Brian Haworth

Personal information
- Full name: Brian Ashley Haworth
- Born: 3 February 1932 Christchurch, New Zealand
- Died: 16 August 2024 (aged 92) Adelaide, South Australia, Australia
- Batting: Right-handed

Domestic team information
- 1953/54–1958/59: Canterbury

Career statistics
| Competition | First-class |
| Matches | 18 |
| Runs scored | 587 |
| Batting average | 20.24 |
| 100s/50s | 1/2 |
| Top score | 123 |
| Balls bowled | 18 |
| Wickets | 1 |
| Bowling average | 14.00 |
| 5 wickets in innings | 0 |
| 10 wickets in match | 0 |
| Best bowling | 1/3 |
| Catches/stumpings | 6/– |
- Source: Cricinfo, 18 November 2025

= Brian Haworth =

New Zealand cricketer

Brian Ashley Haworth (3 February 1932 – 16 August 2024) was a New Zealand cricketer. He played in 18 first-class matches for Canterbury between 1953 and 1959.

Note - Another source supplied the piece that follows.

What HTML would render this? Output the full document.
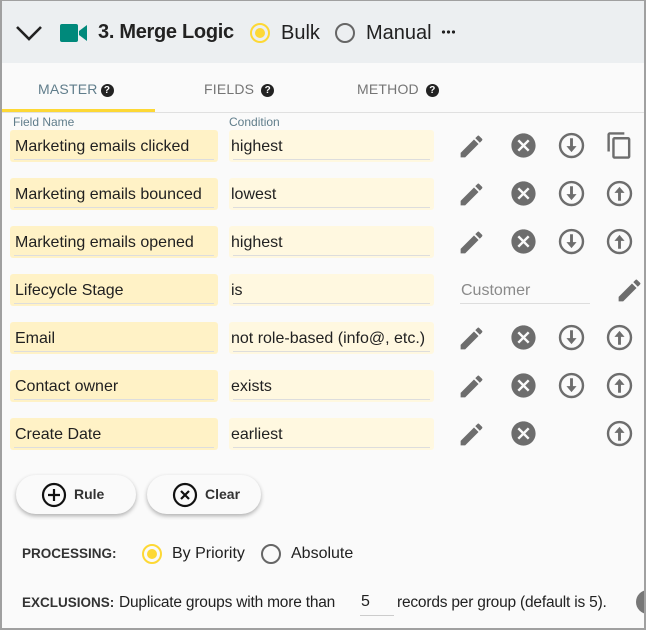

Haworth was born in Christchurch and educated at West Christchurch High School. Although he was short, he was a successful middle-order batsman and one of the best cover fieldsmen in New Zealand. His only first-class century came in Canterbury's victory over Wellington in the 1955–56 Plunket Shield, when he scored 123. He and Sammy Guillen added 180 in 135 minutes for the sixth wicket, of which Guillen made 118. The partnership was a sixth-wicket record for Canterbury until 1988–89. Later that season he scored 59 against the touring West Indies team, earning praise from the West Indian captain Denis Atkinson, who said, "I liked that short fellow, who was No. 3 for Canterbury and twelfth man in the Second Test. There was a man with courage and determination." In a senior club match for East Christchurch in 1955–56, he bowled an over in which five wickets fell but he did not take a hat trick: a run out, a dot ball, a leg before wicket, a caught, another run out, and another caught.

Haworth married Jennifer Johnston, who also played cricket for Canterbury in the 1950s.